Two-year-old Willow’s disappearance from her Hornbeck home was reported by her mother on May 5, 2016. Her body was found in a desolate part of Beauregard Parish on May 6. A coroner’s report concluded she had died on May 4, the day before she was reported missing.
Investigators have not revealed the coroner’s conclusion regarding the cause of Willow’s death. Nor have they indicated whether the toddler was alive or dead when left in the woods.
The glare of suspicion immediately fell on Willow’s baby sitter, Rodney D. Bailey, Jr., the last person publicly known to have been seen with the child.
In the 18 months since the disappearance both the mother, Vanessa Renteria-Molina, and Bailey have been charged with crimes, though neither has been charged with her death.
Mom pleaded guilty to possession of meth and got probation and a fine.

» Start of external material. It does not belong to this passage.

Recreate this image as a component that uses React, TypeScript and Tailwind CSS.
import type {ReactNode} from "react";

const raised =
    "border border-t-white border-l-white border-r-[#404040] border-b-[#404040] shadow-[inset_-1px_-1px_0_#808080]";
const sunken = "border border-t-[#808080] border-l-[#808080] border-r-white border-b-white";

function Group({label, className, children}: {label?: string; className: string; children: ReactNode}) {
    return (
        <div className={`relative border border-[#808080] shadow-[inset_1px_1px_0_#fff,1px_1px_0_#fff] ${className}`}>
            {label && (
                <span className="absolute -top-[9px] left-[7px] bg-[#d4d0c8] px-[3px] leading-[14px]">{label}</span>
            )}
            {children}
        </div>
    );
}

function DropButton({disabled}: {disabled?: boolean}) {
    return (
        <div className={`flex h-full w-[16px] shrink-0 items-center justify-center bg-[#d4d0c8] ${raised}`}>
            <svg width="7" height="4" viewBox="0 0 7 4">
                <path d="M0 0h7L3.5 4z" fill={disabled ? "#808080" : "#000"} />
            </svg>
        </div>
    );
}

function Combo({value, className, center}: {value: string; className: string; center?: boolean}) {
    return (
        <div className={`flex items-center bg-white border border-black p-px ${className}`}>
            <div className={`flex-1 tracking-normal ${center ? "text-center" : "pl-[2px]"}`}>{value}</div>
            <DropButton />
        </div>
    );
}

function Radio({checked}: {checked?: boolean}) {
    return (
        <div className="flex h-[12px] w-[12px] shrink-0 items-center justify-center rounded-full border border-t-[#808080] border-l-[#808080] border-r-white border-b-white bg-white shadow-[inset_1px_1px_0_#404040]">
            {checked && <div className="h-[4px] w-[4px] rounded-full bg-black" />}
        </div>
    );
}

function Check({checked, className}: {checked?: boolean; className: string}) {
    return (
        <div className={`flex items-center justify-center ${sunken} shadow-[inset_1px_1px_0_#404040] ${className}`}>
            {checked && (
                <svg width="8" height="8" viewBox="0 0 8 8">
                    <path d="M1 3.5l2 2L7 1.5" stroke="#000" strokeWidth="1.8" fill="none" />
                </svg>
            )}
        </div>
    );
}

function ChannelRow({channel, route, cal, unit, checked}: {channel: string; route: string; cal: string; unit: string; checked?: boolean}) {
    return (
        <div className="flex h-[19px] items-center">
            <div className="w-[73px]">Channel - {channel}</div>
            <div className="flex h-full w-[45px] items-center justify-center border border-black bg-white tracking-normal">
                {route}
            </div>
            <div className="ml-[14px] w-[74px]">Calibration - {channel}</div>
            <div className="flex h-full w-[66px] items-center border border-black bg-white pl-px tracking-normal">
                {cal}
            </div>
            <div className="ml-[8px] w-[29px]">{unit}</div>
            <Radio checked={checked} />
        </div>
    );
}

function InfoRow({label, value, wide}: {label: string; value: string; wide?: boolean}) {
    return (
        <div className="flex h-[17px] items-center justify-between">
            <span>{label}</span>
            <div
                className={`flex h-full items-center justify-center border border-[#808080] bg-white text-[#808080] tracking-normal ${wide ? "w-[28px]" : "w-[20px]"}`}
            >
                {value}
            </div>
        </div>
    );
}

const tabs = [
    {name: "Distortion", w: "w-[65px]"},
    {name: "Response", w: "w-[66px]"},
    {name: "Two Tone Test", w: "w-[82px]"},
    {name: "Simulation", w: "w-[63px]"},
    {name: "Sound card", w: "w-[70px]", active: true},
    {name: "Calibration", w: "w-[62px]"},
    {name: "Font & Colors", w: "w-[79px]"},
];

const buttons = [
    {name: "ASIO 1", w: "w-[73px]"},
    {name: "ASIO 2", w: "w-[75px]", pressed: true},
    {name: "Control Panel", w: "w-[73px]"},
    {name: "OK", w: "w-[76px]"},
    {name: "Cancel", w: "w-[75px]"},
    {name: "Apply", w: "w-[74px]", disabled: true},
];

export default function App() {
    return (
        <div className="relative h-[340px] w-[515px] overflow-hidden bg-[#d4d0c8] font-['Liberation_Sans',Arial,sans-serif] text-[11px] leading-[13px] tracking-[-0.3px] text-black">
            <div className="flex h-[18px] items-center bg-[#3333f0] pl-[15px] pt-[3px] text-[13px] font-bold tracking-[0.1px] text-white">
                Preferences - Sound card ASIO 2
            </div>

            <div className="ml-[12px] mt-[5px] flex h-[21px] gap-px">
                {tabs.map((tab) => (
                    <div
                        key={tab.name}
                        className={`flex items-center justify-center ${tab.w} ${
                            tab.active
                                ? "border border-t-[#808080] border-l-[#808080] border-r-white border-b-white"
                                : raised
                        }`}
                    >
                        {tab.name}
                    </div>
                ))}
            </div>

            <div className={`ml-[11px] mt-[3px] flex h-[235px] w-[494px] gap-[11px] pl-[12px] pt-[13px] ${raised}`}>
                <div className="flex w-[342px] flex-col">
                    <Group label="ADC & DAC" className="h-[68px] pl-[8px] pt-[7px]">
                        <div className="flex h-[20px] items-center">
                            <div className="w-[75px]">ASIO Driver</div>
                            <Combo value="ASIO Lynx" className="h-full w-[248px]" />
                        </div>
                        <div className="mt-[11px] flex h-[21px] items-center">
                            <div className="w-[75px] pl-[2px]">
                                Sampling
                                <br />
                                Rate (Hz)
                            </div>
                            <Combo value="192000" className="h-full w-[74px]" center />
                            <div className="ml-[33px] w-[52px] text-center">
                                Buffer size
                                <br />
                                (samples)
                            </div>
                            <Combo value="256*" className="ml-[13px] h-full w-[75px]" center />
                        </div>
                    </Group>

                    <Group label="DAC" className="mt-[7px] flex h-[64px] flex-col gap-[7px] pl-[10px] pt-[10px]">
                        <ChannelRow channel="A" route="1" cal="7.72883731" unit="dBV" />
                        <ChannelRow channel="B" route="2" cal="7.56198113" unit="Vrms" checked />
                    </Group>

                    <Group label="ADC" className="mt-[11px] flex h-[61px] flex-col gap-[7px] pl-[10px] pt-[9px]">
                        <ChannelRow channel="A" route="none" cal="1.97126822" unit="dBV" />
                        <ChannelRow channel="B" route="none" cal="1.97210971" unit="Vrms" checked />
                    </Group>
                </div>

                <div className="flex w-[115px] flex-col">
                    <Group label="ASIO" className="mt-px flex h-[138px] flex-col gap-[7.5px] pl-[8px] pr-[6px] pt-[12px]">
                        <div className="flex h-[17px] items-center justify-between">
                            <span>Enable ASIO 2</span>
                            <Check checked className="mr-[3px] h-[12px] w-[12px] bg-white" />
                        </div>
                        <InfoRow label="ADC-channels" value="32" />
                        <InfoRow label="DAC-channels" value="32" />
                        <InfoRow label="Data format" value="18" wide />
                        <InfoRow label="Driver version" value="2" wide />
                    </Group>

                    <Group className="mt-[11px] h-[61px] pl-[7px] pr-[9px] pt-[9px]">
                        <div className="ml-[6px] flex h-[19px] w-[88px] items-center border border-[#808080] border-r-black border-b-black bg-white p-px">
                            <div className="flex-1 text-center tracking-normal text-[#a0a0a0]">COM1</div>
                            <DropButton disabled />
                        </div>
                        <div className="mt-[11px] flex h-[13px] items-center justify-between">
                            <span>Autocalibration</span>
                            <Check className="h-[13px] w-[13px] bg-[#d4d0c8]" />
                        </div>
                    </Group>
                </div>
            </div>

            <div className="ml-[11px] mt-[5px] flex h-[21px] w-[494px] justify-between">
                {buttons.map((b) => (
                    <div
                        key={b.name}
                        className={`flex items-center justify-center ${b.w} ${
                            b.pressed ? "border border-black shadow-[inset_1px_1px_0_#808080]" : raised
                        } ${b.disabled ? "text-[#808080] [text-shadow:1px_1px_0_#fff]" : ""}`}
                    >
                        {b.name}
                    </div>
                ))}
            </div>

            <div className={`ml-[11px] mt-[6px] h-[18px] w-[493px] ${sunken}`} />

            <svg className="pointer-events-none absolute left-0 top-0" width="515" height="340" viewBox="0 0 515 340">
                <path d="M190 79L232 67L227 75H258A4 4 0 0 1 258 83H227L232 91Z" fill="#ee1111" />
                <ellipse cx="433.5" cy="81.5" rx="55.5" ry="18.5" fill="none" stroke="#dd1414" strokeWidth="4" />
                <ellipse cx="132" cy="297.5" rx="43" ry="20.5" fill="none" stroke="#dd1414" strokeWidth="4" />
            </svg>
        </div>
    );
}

She also pleaded guilty to misdemeanor child desertion, with the sentence deferred.
Bailey, serving time on felony charges from a Beauregard Parish case, was supposed to go to trial this month on charges of second-degree cruelty to a juvenile and obstruction of justice. Both charges carry a maximum sentence of 40 years each.
But, according to District Attorney Asa Skinner, that trial date has been continued. He said Bailey has changed lawyers and the new counsel has requested and been granted time to get up to speed on the case.

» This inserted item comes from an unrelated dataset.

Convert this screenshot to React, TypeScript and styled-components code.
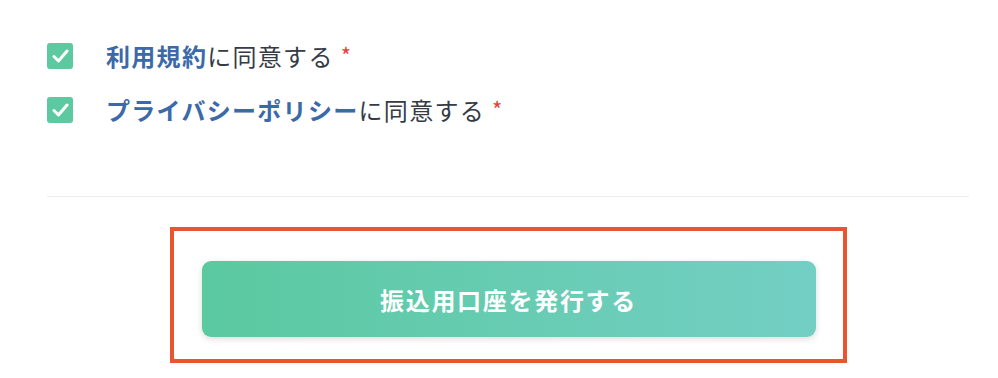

Rotations in the criminal docket in 30th Judicial District Court put judges on the criminal bench every three months. Judge Vernon Clark was scheduled to try the case this month. His division will not be back on the criminal side until March.
But Clark will not be there. He retires at the end of this month, turning the division bench over to Tony Bennett, elected in a special vote in October.

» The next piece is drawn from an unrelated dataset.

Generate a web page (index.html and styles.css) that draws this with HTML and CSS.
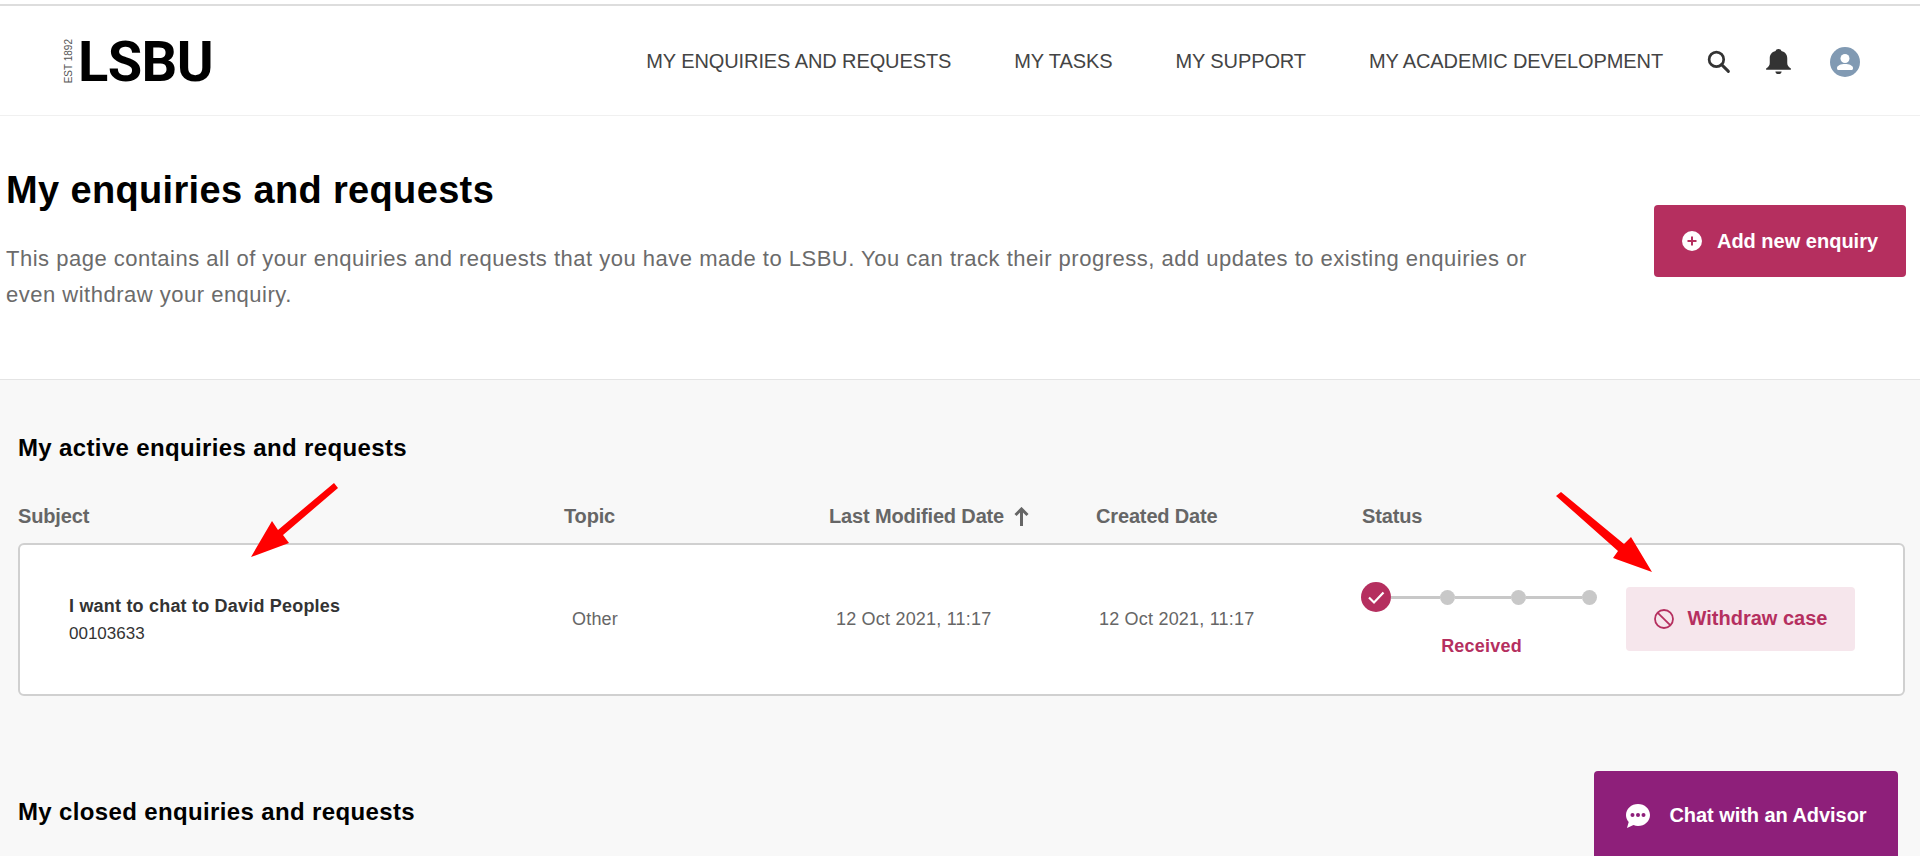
FILE: index.html
```html
<!DOCTYPE html>
<html lang="en">
<head>
  <meta charset="UTF-8" />
  <meta name="viewport" content="width=device-width, initial-scale=1.0"/>
  <title>My enquiries and requests - LSBU</title>
  <link rel="stylesheet" href="styles.css">
</head>
<body>

  <header class="site-header">
    <a href="#" class="logo">
      <span class="logo-est">EST 1892</span>
      <span class="logo-name">LSBU</span>
    </a>
    <nav class="main-nav">
      <a href="#">MY ENQUIRIES AND REQUESTS</a>
      <a href="#">MY TASKS</a>
      <a href="#">MY SUPPORT</a>
      <a href="#">MY ACADEMIC DEVELOPMENT</a>
    </nav>
    <div class="header-icons">
      <svg class="icon-search" viewBox="0 0 24 24"><circle cx="10" cy="10" r="7" fill="none" stroke="#333" stroke-width="2.6"/><path d="M15 15l6.5 6.5" stroke="#333" stroke-width="2.8" stroke-linecap="round"/></svg>
      <svg class="icon-bell" viewBox="3 1 20 24" preserveAspectRatio="none"><path fill="#333" d="M13 1c-1.300 0-2.200.9-2.300 2C7.500 3.900 6 6.700 6 10v4.500c0 2.500-1.100 3.800-2.600 5-.8.7-.4 1.500.5 1.500h18.200c.9 0 1.300-.8.500-1.500-1.500-1.200-2.600-2.500-2.600-5V10c0-3.300-1.500-6.100-4.700-7-.1-1.100-1-2-2.300-2zM10.500 22.500h5c0 1.500-1.100 2.500-2.500 2.500s-2.500-1-2.500-2.500z"/></svg>
      <svg class="icon-user" viewBox="0 0 30 30"><circle cx="15" cy="15" r="15" fill="#819ab3"/><circle cx="15" cy="11.500" r="4.500" fill="#fff"/><path fill="#fff" d="M7 21c0-2.500 4-4 8-4s8 1.500 8 4v.5c0 .8-.6 1.500-1.500 1.500h-13C7.600 23 7 22.300 7 21.500z"/></svg>
    </div>
  </header>

  <section class="intro">
    <div class="intro-text">
      <h1>My enquiries and requests</h1>
      <p>This page contains all of your enquiries and requests that you have made to LSBU. You can track their progress, add updates to existing enquiries or even withdraw your enquiry.</p>
    </div>
    <a href="#" class="btn-add">
      <svg viewBox="0 0 20 20"><circle cx="10" cy="10" r="10" fill="#fff"/><path d="M10 5.500v9M5.500 10h9" stroke="#b52f5f" stroke-width="2"/></svg>
      Add new enquiry
    </a>
  </section>

  <main class="cases">
    <h2>My active enquiries and requests</h2>

    <div class="table-head">
      <span class="col-subject">Subject</span>
      <span class="col-topic">Topic</span>
      <span class="col-modified">Last Modified Date <svg viewBox="0 0 15 19"><path d="M7.500 19V2M1.500 8l6-6 6 6" fill="none" stroke="#666" stroke-width="3"/></svg></span>
      <span class="col-created">Created Date</span>
      <span class="col-status">Status</span>
    </div>

    <div class="case-row">
      <div class="col-subject case-subject">
        <strong>I want to chat to David Peoples</strong>
        <span>00103633</span>
      </div>
      <div class="col-topic">Other</div>
      <div class="col-modified">12 Oct 2021, 11:17</div>
      <div class="col-created">12 Oct 2021, 11:17</div>
      <div class="col-status">
        <div class="stepper">
          <span class="step-done">
            <svg viewBox="0 0 30 30"><path d="M8 15.500l5 5 9.500-10" fill="none" stroke="#fff" stroke-width="2.200"/></svg>
          </span>
          <span class="step-line step-line-first"></span>
          <span class="step-dot"></span>
          <span class="step-line"></span>
          <span class="step-dot"></span>
          <span class="step-line"></span>
          <span class="step-dot"></span>
        </div>
        <div class="step-label">Received</div>
      </div>
      <a href="#" class="btn-withdraw">
        <svg viewBox="0 0 20 20"><circle cx="10" cy="10" r="9" fill="none" stroke="#b52f5f" stroke-width="1.800"/><path d="M3.800 3.800l12.400 12.400" stroke="#b52f5f" stroke-width="1.800"/></svg>
        Withdraw case
      </a>
    </div>

    <h2 class="closed-title">My closed enquiries and requests</h2>
  </main>

  <a href="#" class="btn-chat">
    <svg viewBox="0 0 26 26"><path fill="#fff" d="M13 1C6.400 1 1 5.900 1 12c0 2.600 1 5 2.700 6.900L2 25l6.500-2.900c1.400.6 2.900.9 4.500.9 6.600 0 12-4.900 12-11S19.600 1 13 1z"/><circle cx="7.500" cy="12" r="2" fill="#8e1f7a"/><circle cx="13" cy="12" r="2" fill="#8e1f7a"/><circle cx="18.500" cy="12" r="2" fill="#8e1f7a"/></svg>
    Chat with an Advisor
  </a>

  <!-- Red annotation arrows drawn over the page -->
  <svg class="annotations" viewBox="0 0 1920 856">
    <path fill="#f00" d="M334 483L338 488 283 535 289 543 251 557 272 521 278 530z"/>
    <path fill="#f00" d="M1561 492L1556 496 1618 551 1613 558 1652 572 1631 537 1624 544z"/>
  </svg>

</body>
</html>
```

FILE: styles.css
```css
:root {
  --primary: #b52f5f;
  --text: #666;
  --dark: #333;
  --border: #d0d0d0;
}

html, body {
  height: 100%;
}

body {
  margin: 0;
  font-family: 'Liberation Sans', Arial, sans-serif;
  color: var(--text);
  background: #fff;
  overflow: hidden;
  position: relative;
}

a {
  text-decoration: none;
}

/* Header */
.site-header {
  height: 107px;
  margin-top: 4px;
  border-top: 2px solid #ddd;
  border-bottom: 1px solid #f0f0f0;
  display: flex;
  align-items: center;
  padding: 2px 60px 0 63px;
}

.logo {
  display: flex;
  align-items: center;
  color: #000;
  margin-right: auto;
}

.logo-est {
  writing-mode: vertical-rl;
  transform: rotate(180deg);
  font-size: 10px;
  color: #555;
  white-space: nowrap;
  margin-right: 4px;
}

.logo-name {
  font-family: 'Roboto', sans-serif;
  font-weight: 700;
  font-size: 56px;
  line-height: 46px;
  letter-spacing: -0.6px;
}

.main-nav {
  display: flex;
  gap: 63px;
}

.main-nav a {
  color: #444;
  font-size: 20px;
  letter-spacing: -0.1px;
}

.header-icons {
  display: flex;
  align-items: center;
  margin-left: 43px;
}

.icon-search {
  width: 25px;
  height: 25px;
}

.icon-bell {
  width: 25px;
  height: 25px;
  margin-left: 35px;
}

.icon-user {
  width: 30px;
  height: 30px;
  margin-left: 39px;
}

/* Intro block */
.intro {
  height: 264px;
  display: flex;
  justify-content: space-between;
  align-items: flex-start;
  padding: 0 14px 0 6px;
  border-bottom: 1px solid #e4e4e4;
  box-sizing: border-box;
}

.intro-text {
  width: 1560px;
}

.intro h1 {
  margin: 51px 0 0;
  color: #000;
  font-size: 38px;
  line-height: 46px;
  letter-spacing: 0.35px;
}

.intro p {
  margin: 28px 0 0;
  font-size: 22px;
  line-height: 36px;
  letter-spacing: 0.5px;
  color: #6b6b6b;
}

.btn-add {
  margin-top: 89px;
  width: 252px;
  height: 72px;
  background: var(--primary);
  color: #fff;
  border-radius: 4px;
  display: flex;
  align-items: center;
  justify-content: center;
  gap: 15px;
  font-weight: bold;
  font-size: 20px;
}

.btn-add svg {
  width: 20px;
  height: 20px;
}

/* Cases */
.cases {
  background: #f8f8f8;
  padding: 53px 15px 200px 18px;
}

.cases h2 {
  margin: 0;
  color: #000;
  font-size: 24px;
  line-height: 30px;
  letter-spacing: 0.36px;
}

.table-head {
  display: flex;
  align-items: center;
  margin-top: 40px;
  height: 26px;
  font-weight: bold;
  font-size: 20px;
  letter-spacing: -0.15px;
}

.table-head svg {
  width: 15px;
  height: 19px;
  margin-left: 4px;
  vertical-align: -3px;
}

.table-head .col-subject { width: 546px; }
.table-head .col-topic { width: 265px; }
.table-head .col-modified { width: 267px; }
.table-head .col-created { width: 266px; }

.case-row {
  margin-top: 14px;
  height: 153px;
  box-sizing: border-box;
  background: #fff;
  border: 2px solid var(--border);
  border-radius: 6px;
  display: flex;
  align-items: center;
  font-size: 18px;
  letter-spacing: 0.2px;
}

.case-row .col-subject { width: 503px; margin-left: 49px; }
.case-row .col-topic { width: 264px; }
.case-row .col-modified { width: 263px; }
.case-row .col-created { width: 262px; }

.case-subject strong {
  display: block;
  color: var(--dark);
  margin-top: 1px;
}

.case-subject span {
  display: block;
  margin-top: 7px;
  color: var(--dark);
  font-size: 17px;
  letter-spacing: 0;
}

.case-row .col-status {
  width: 265px;
}

.stepper {
  display: flex;
  align-items: center;
  margin-bottom: 24px;
}

.step-done {
  width: 30px;
  height: 30px;
  border-radius: 50%;
  background: var(--primary);
}

.step-done svg {
  display: block;
  width: 30px;
  height: 30px;
}

.step-line {
  width: 56px;
  height: 3px;
  background: #c8c8c8;
}

.step-line-first {
  width: 49px;
}

.step-dot {
  width: 15px;
  height: 15px;
  border-radius: 50%;
  background: #c8c8c8;
}

.step-label {
  text-align: center;
  width: 241px;
  color: var(--primary);
  font-weight: bold;
}

.btn-withdraw {
  width: 229px;
  height: 64px;
  margin-bottom: 2px;
  background: #f6e6ec;
  border-radius: 4px;
  color: var(--primary);
  display: flex;
  align-items: center;
  justify-content: center;
  gap: 14px;
  font-weight: bold;
  font-size: 20px;
  letter-spacing: 0;
}

.btn-withdraw svg {
  width: 20px;
  height: 20px;
}

.cases .closed-title {
  margin-top: 101px;
}

/* Chat button sits over the page */
.btn-chat {
  position: fixed;
  right: 22px;
  bottom: 0;
  width: 304px;
  height: 85px;
  background: #8e1f7a;
  color: #fff;
  border-radius: 4px 4px 0 0;
  display: flex;
  align-items: center;
  justify-content: center;
  gap: 18px;
  padding-top: 4px;
  box-sizing: border-box;
  font-weight: bold;
  font-size: 20px;
  letter-spacing: -0.05px;
}

.btn-chat svg {
  width: 26px;
  height: 26px;
}

.annotations {
  position: absolute;
  top: 0;
  left: 0;
  width: 1920px;
  height: 856px;
  pointer-events: none;
}
```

It’s possible, perhaps likely, that Bennett will not hear the case, though judicial propriety prevents Skinner from commenting on such matters.
Bennett is an assistant district attorney, on the prosecuting staff as Willow’s case developed. It’s not much of a stretch to anticipate a defense motion to keep him from hearing the matter, or a preemptory decision by Skinner to ask the Louisiana Supreme Court to appoint a visiting judge.
That’s all speculation at this point, but within the realm of probability.